There were also some interesting findings from the landward works on ABR, as Niall reveals: “Our expectations for what might lie under the port area of ABR before the project got underway were full of unknowns because nobody really had any history of what happened the buildings that were there. On one hand, there was a consideration that there would be nothing at all, that the demolition of the former buildings would have been complete, but what we have discovered is far from the case.”
The archaeologists were delighted to find that most of the foundations from past buildings were left intact, including the graving docks and patent slips where ships were built and repaired. “We’ve been involved in helping Dublin Port Company with the reconstitution of the area around Pumphouse No. 1 and Graving Dock No. 2.” Their work also extended to the west, in what became the P&O Yard, where “the 19th and early 20th century buildings that the old maps record but do not survive today above ground, remain largely intact at their foundation level; they’re just covered in either tarmacadam or concrete. So the Port’s history gets exposed in sections and for a period of days you will see this swathe of former Port & Docks landscape that has been buried for decades and is suddenly exposed. It is archaeology on a monumental scale.”
Even though their work on ABR is coming to a conclusion, ADCO is working with Dublin Port Company on a number of other projects, including the Liffey-Tolka Project, the restoration of the former ESB Substation on the corner of Alexandra Road and East Wall Road, and the Port’s Conservation Management Plan.

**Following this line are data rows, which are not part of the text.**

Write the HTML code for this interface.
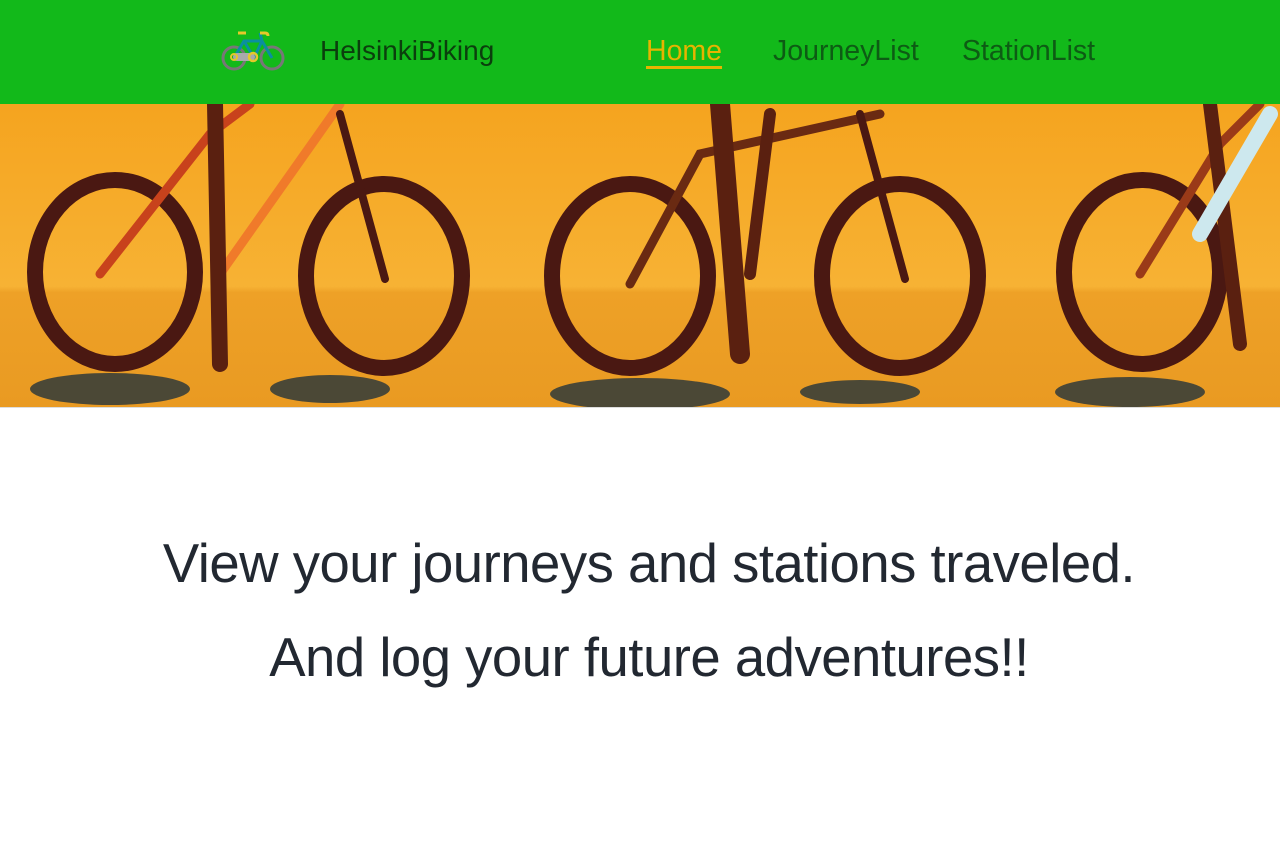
<!DOCTYPE html>
<html><head><meta charset="utf-8"><style>
*{margin:0;padding:0;box-sizing:border-box}
body{width:1280px;height:853px;background:#fff;font-family:"Liberation Sans",sans-serif;overflow:hidden;position:relative}
.nav{position:absolute;left:0;top:0;width:1280px;height:104px;background:#12b91a}
.brand{position:absolute;left:320px;top:35px;font-size:28px;color:#0b3f0d}
.nl{position:absolute;top:35px;font-size:28.5px;color:#0d5c14}
.home{left:646px;color:#e6b400;text-decoration:underline;text-underline-offset:6px;text-decoration-thickness:3px}
.banner{position:absolute;left:0;top:104px}
.t{position:absolute;left:9px;width:1280px;text-align:center;font-size:54.5px;color:#222831;letter-spacing:-0.5px}
</style></head><body>
<div class="nav">
<svg style="position:absolute;left:220px;top:28px" width="66" height="48" viewBox="0 0 66 48">
<circle cx="14" cy="30" r="11" fill="none" stroke="#777" stroke-width="3"/>
<circle cx="52" cy="30" r="11" fill="none" stroke="#777" stroke-width="3"/>
<path d="M14 30 L24 13 L42 13 L52 30 M24 13 L34 30 L42 13 M42 13 L40 5" fill="none" stroke="#0a8fa0" stroke-width="3"/>
<path d="M18 5 h8 M40 5 h5 q3 0 3 3" fill="none" stroke="#e5c82a" stroke-width="3"/>
<rect x="13" y="25" width="22" height="8" rx="4" fill="#aaa"/>
<circle cx="33" cy="29" r="4" fill="none" stroke="#e5c82a" stroke-width="2.5"/>
<circle cx="14" cy="29" r="3" fill="none" stroke="#e5c82a" stroke-width="2"/>
</svg>
<div class="brand">HelsinkiBiking</div>
<div class="nl home">Home</div>
<div class="nl" style="left:773px">JourneyList</div>
<div class="nl" style="left:962px">StationList</div>
</div>
<svg class="banner" width="1280" height="304" viewBox="0 0 1280 304">
<defs><linearGradient id="g" x1="0" y1="0" x2="0" y2="1">
<stop offset="0" stop-color="#f5a41f"/><stop offset="0.6" stop-color="#f7b234"/><stop offset="0.62" stop-color="#eea127"/><stop offset="1" stop-color="#e99a22"/></linearGradient></defs>
<rect width="1280" height="304" fill="url(#g)"/>
<g fill="#2f3a3a" opacity="0.85">
<ellipse cx="110" cy="285" rx="80" ry="16"/><ellipse cx="330" cy="285" rx="60" ry="14"/>
<ellipse cx="640" cy="290" rx="90" ry="16"/><ellipse cx="860" cy="288" rx="60" ry="12"/>
<ellipse cx="1130" cy="288" rx="75" ry="15"/></g>
<g fill="none" stroke="#4a1812" stroke-width="16">
<ellipse cx="115" cy="168" rx="80" ry="92"/><ellipse cx="384" cy="172" rx="78" ry="92"/>
<ellipse cx="630" cy="172" rx="78" ry="92"/><ellipse cx="900" cy="172" rx="78" ry="92"/>
<ellipse cx="1142" cy="168" rx="78" ry="92"/></g>
<g fill="none" stroke-width="9" stroke-linecap="round">
<path d="M100 170 L210 30 L250 0" stroke="#c8421c"/>
<path d="M220 170 L340 0" stroke="#f07a2a"/>
<path d="M340 10 L385 175" stroke="#4a1812" stroke-width="8"/>
<path d="M215 0 L220 260" stroke="#5a2010" stroke-width="16"/>
<path d="M630 180 L700 50 L880 10" stroke="#6a2a12"/>
<path d="M860 10 L905 175" stroke="#4a1812" stroke-width="8"/>
<path d="M720 0 L740 250" stroke="#5a2010" stroke-width="20"/>
<path d="M770 10 L750 170" stroke="#5a2010" stroke-width="12"/>
<path d="M1140 170 L1220 40 L1260 0" stroke="#9a3a18"/>
<path d="M1210 0 L1240 240" stroke="#5a2010" stroke-width="14"/>
<path d="M1200 130 L1270 10" stroke="#cde8ee" stroke-width="16"/>
</g>
<rect x="0" y="303" width="1280" height="1" fill="#ddd"/>
</svg>
<div class="t" style="top:532px">View your journeys and stations traveled.</div>
<div class="t" style="top:626px">And log your future adventures!!</div>
</body></html>
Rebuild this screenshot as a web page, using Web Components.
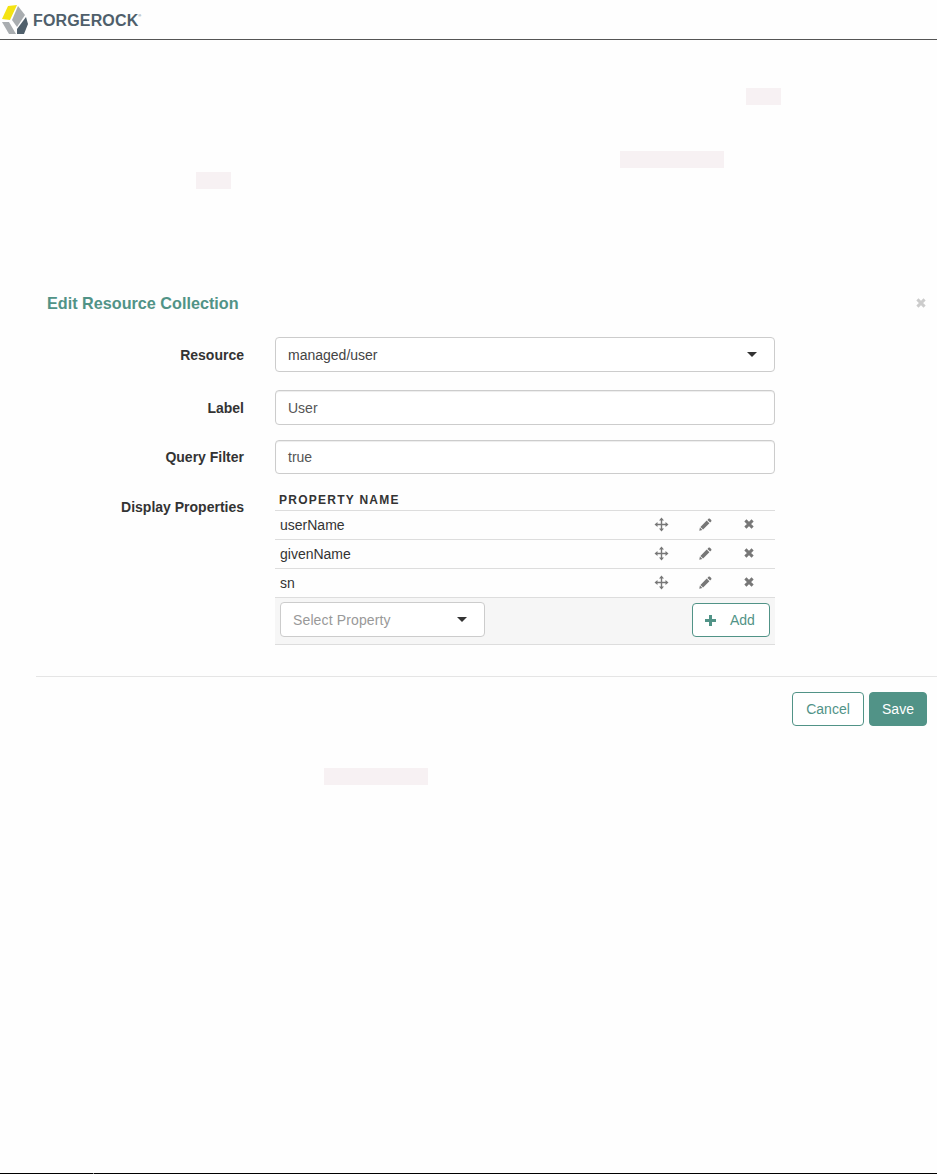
<!doctype html>
<html>
<head>
<meta charset="utf-8">
<title>Edit Resource Collection</title>
<style>
  html, body { margin: 0; height: 1174px; overflow: hidden; background: #fefefe; }
  body { font-family: "Liberation Sans", Arial, sans-serif; color: #333; display: flex; flex-direction: column; }
</style>
</head>
<body>
<doc-header></doc-header>
<doc-text top="48">
  <doc-line pad="746"><doc-chip w="35"></doc-chip></doc-line>
  <doc-line pad="620" top="46"><doc-chip w="104"></doc-chip></doc-line>
  <doc-line pad="196" top="4"><doc-chip w="35"></doc-chip></doc-line>
</doc-text>
<edit-dialog title="Edit Resource Collection">
  <form-row label="Resource" top="0" h="35"><fake-select value="managed/user"></fake-select></form-row>
  <form-row label="Label" top="18" h="35"><fake-input value="User"></fake-input></form-row>
  <form-row label="Query Filter" top="15" h="34"><fake-input value="true"></fake-input></form-row>
  <form-row label="Display Properties" top="17" h="154" block>
    <prop-table>
      <prop-row name="userName"></prop-row>
      <prop-row name="givenName"></prop-row>
      <prop-row name="sn"></prop-row>
    </prop-table>
  </form-row>
  <dialog-btn slot="footer">Cancel</dialog-btn>
  <dialog-btn slot="footer" primary>Save</dialog-btn>
</edit-dialog>
<doc-text top="42">
  <doc-line pad="324"><doc-chip w="104"></doc-chip></doc-line>
</doc-text>
<doc-footer></doc-footer>

<script>
const MOVE_ICON = `<svg width="15" height="15" viewBox="0 0 15 15" fill="#777"><path d="M6.8 3.5h1.4v3.3h3.3V5l3 2.5-3 2.5V8.200H8.200v3.300H10L7.500 14.500 5 11.500h1.800V8.200H3.500V10L.5 7.500l3-2.500v1.800h3.300V3.500H5L7.500.5 10 3.500z"/></svg>`
const PENCIL_ICON = `<svg width="13" height="13" viewBox="0 0 13 13" fill="#777"><path d="M9.500.8c.4-.4 1-.4 1.400 0l1.300 1.300c.4.400.4 1 0 1.400l-1.100 1.100-2.700-2.700zM7.700 2.600l2.700 2.700-6.300 6.300-2.700-2.700zM.9 9.600l2.500 2.500-3.100.7z"/></svg>`
const CROSS_ICON = color => `<svg width="10" height="10" viewBox="0 0 10 10" fill="none" stroke="${color}" stroke-width="3"><path d="M1.400 1.400l7.200 7.200M8.600 1.400l-7.200 7.200"/></svg>`
const PLUS_ICON = `<svg width="11" height="11" viewBox="0 0 11 11" fill="#519387"><path d="M4 0h3v4h4v3H7v4H4V7H0V4h4z"/></svg>`

class DocHeader extends HTMLElement {
  constructor() {
    super()
    this.attachShadow({ mode: 'open' })
    this.shadowRoot.innerHTML = `
      <style>
        :host { display: flex; align-items: center; height: 39px; border-bottom: 1px solid #555; flex: none; }
        svg { display: block; }
        span { font: bold 16px/1 "Liberation Sans", sans-serif; color: #4f5f6b; margin-left: 3px; margin-top: 2px; letter-spacing: .15px; }
        sup { font-size: 4px; vertical-align: 9px; font-weight: normal; margin-left: 0; }
      </style>
      <svg width="30" height="36" viewBox="0 0 30 36">
        <polygon points="8,4 17,3 10,18 2,17" fill="#f4e312"/>
        <polygon points="18,4 25,13 17,25 12,18" fill="#a9adb0"/>
        <polygon points="2,20 9,20 16,32 9,32" fill="#a9adb0"/>
        <polygon points="26,15 28,22 24,32 17,32 17,27" fill="#4f5f6b"/>
      </svg>
      <span>FORGEROCK<sup>®</sup></span>
    `
  }
}

class DocText extends HTMLElement {
  constructor() {
    super()
    this.attachShadow({ mode: 'open' })
    this.shadowRoot.innerHTML = `
      <style>:host { display: flex; flex-direction: column; flex: none; }</style>
      <slot></slot>
    `
  }
  connectedCallback() {
    this.style.marginTop = (this.getAttribute('top') || 0) + 'px'
  }
}

class DocLine extends HTMLElement {
  constructor() {
    super()
    this.attachShadow({ mode: 'open' })
    this.shadowRoot.innerHTML = `
      <style>:host { display: flex; height: 17px; }</style>
      <slot></slot>
    `
  }
  connectedCallback() {
    this.style.paddingLeft = this.getAttribute('pad') + 'px'
    this.style.marginTop = (this.getAttribute('top') || 0) + 'px'
  }
}

class DocChip extends HTMLElement {
  constructor() {
    super()
    this.attachShadow({ mode: 'open' })
    this.shadowRoot.innerHTML = `<style>:host { display: block; height: 17px; background: #f7f1f3; }</style>`
  }
  connectedCallback() {
    this.style.width = this.getAttribute('w') + 'px'
  }
}

class EditDialog extends HTMLElement {
  constructor() {
    super()
    this.attachShadow({ mode: 'open' })
    this.shadowRoot.innerHTML = `
      <style>
        :host { display: block; flex: none; margin-top: 104px; }
        .head { display: flex; justify-content: space-between; align-items: center; height: 20px; padding: 0 11px 0 47px; }
        h4 { margin: 0; font: bold 16.200px/20px "Liberation Sans", sans-serif; color: #519387; }
        .close { display: flex; }
        .body { padding: 24px 162px 0 0; }
        .foot { display: flex; justify-content: flex-end; gap: 5px; margin: 31px 0 0 36px; padding: 15px 10px 0 0; border-top: 1px solid #e5e5e5; }
      </style>
      <div class="head"><h4></h4><span class="close">${CROSS_ICON('#ccc')}</span></div>
      <div class="body"><slot></slot></div>
      <div class="foot"><slot name="footer"></slot></div>
    `
  }
  connectedCallback() {
    this.shadowRoot.querySelector('h4').textContent = this.getAttribute('title')
  }
}

class FormRow extends HTMLElement {
  constructor() {
    super()
    this.attachShadow({ mode: 'open' })
    this.shadowRoot.innerHTML = `
      <style>
        :host { display: grid; grid-template-columns: 244px 500px; column-gap: 31px; }
        label { font: bold 14px/18px "Liberation Sans", sans-serif; color: #333; text-align: right; align-self: center; }
        :host([block]) label { align-self: start; padding-top: 7px; }
        .ctl { min-width: 0; }
      </style>
      <label></label>
      <div class="ctl"><slot></slot></div>
    `
  }
  connectedCallback() {
    this.shadowRoot.querySelector('label').textContent = this.getAttribute('label')
    this.style.marginTop = this.getAttribute('top') + 'px'
    this.style.height = this.getAttribute('h') + 'px'
  }
}

class FakeInput extends HTMLElement {
  constructor() {
    super()
    this.attachShadow({ mode: 'open' })
    this.shadowRoot.innerHTML = `
      <style>
        :host { display: flex; align-items: center; box-sizing: border-box; height: 100%; padding: 0 12px; background: #fff; border: 1px solid #ccc; border-radius: 4px; font: 14px/20px "Liberation Sans", sans-serif; color: #555; box-shadow: inset 0 1px 1px rgba(0,0,0,.075); }
      </style>
      <span></span>
    `
  }
  connectedCallback() {
    this.shadowRoot.querySelector('span').textContent = this.getAttribute('value')
  }
}

class FakeSelect extends HTMLElement {
  constructor() {
    super()
    this.attachShadow({ mode: 'open' })
    this.shadowRoot.innerHTML = `
      <style>
        :host { display: flex; align-items: center; justify-content: space-between; box-sizing: border-box; height: 100%; padding: 0 17px 0 12px; background: #fff; border: 1px solid #ccc; border-radius: 4px; font: 14px/20px "Liberation Sans", sans-serif; color: #444; }
        :host([muted]) { color: #999; letter-spacing: .13px; }
        i { width: 0; height: 0; border: 5px solid transparent; border-top: 5px solid #333; border-bottom: 0; }
      </style>
      <span></span><i></i>
    `
  }
  connectedCallback() {
    this.shadowRoot.querySelector('span').textContent = this.getAttribute('value')
  }
}

class PropTable extends HTMLElement {
  constructor() {
    super()
    this.attachShadow({ mode: 'open' })
    this.shadowRoot.innerHTML = `
      <style>
        :host { display: block; }
        .th { box-sizing: border-box; height: 20px; padding: 2px 0 0 4px; border-bottom: 1px solid #ddd; font: bold 12px/15px "Liberation Sans", sans-serif; letter-spacing: 1.250px; color: #333; }
        .add { display: flex; justify-content: space-between; align-items: flex-start; box-sizing: border-box; height: 47px; padding: 4px 5px 0; background: #f6f6f6; border-bottom: 1px solid #ddd; }
        .sel { width: 205px; height: 35px; }
        dialog-btn { margin-top: 1px; }
      </style>
      <div class="th">PROPERTY NAME</div>
      <slot></slot>
      <div class="add">
        <fake-select class="sel" value="Select Property" muted></fake-select>
        <dialog-btn add>Add</dialog-btn>
      </div>
    `
  }
}

class PropRow extends HTMLElement {
  constructor() {
    super()
    this.attachShadow({ mode: 'open' })
    this.shadowRoot.innerHTML = `
      <style>
        :host { display: grid; grid-template-columns: 1fr 44px 44px 44px; align-items: center; box-sizing: border-box; height: 29px; padding: 0 4px 0 5px; border-bottom: 1px solid #ddd; font: 14px/20px "Liberation Sans", sans-serif; color: #333; }
        span { display: flex; justify-content: center; margin-bottom: 2px; }
      </style>
      <div></div>
      <span>${MOVE_ICON}</span><span>${PENCIL_ICON}</span><span>${CROSS_ICON('#777')}</span>
    `
  }
  connectedCallback() {
    this.shadowRoot.querySelector('div').textContent = this.getAttribute('name')
  }
}

class DialogBtn extends HTMLElement {
  constructor() {
    super()
    this.attachShadow({ mode: 'open' })
    this.shadowRoot.innerHTML = `
      <style>
        :host { display: flex; align-items: center; justify-content: center; box-sizing: border-box; height: 34px; width: 72px; background: #fff; border: 1px solid #519387; border-radius: 4px; font: 14px/20px "Liberation Sans", sans-serif; color: #519387; }
        :host([primary]) { width: 58px; background: #519387; color: #fff; }
        :host([add]) { width: 78px; gap: 14px; justify-content: flex-start; padding-left: 12px; }
        .ic { display: none; }
        :host([add]) .ic { display: flex; }
      </style>
      <span class="ic">${PLUS_ICON}</span><slot></slot>
    `
  }
}

class DocFooter extends HTMLElement {
  constructor() {
    super()
    this.attachShadow({ mode: 'open' })
    this.shadowRoot.innerHTML = `<style>:host { display: block; margin-top: auto; height: 1px; flex: none; background: linear-gradient(90deg, #000 93px, #888 93px, #888 94px, #000 94px); }</style>`
  }
}

customElements.define('doc-header', DocHeader)
customElements.define('doc-text', DocText)
customElements.define('doc-line', DocLine)
customElements.define('doc-chip', DocChip)
customElements.define('edit-dialog', EditDialog)
customElements.define('form-row', FormRow)
customElements.define('fake-input', FakeInput)
customElements.define('fake-select', FakeSelect)
customElements.define('prop-table', PropTable)
customElements.define('prop-row', PropRow)
customElements.define('dialog-btn', DialogBtn)
customElements.define('doc-footer', DocFooter)
</script>
</body>
</html>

However, his love of water means that for Niall, there is nothing to compare with an underwater find. “It’s terribly exciting,” he admits. “I’ve come to think of archaeologists in the marine environment as fishermen, in that we have a good understanding of what goes on underwater and where things might be so we’re like guys with our little fly- rods out waiting for a nibble; eventually you will get one. So it is a waiting game and a lot of hard work goes into it, but when you do find something it’s a great sense of endorsement that the investment has been good and the work has achieved its ambition.”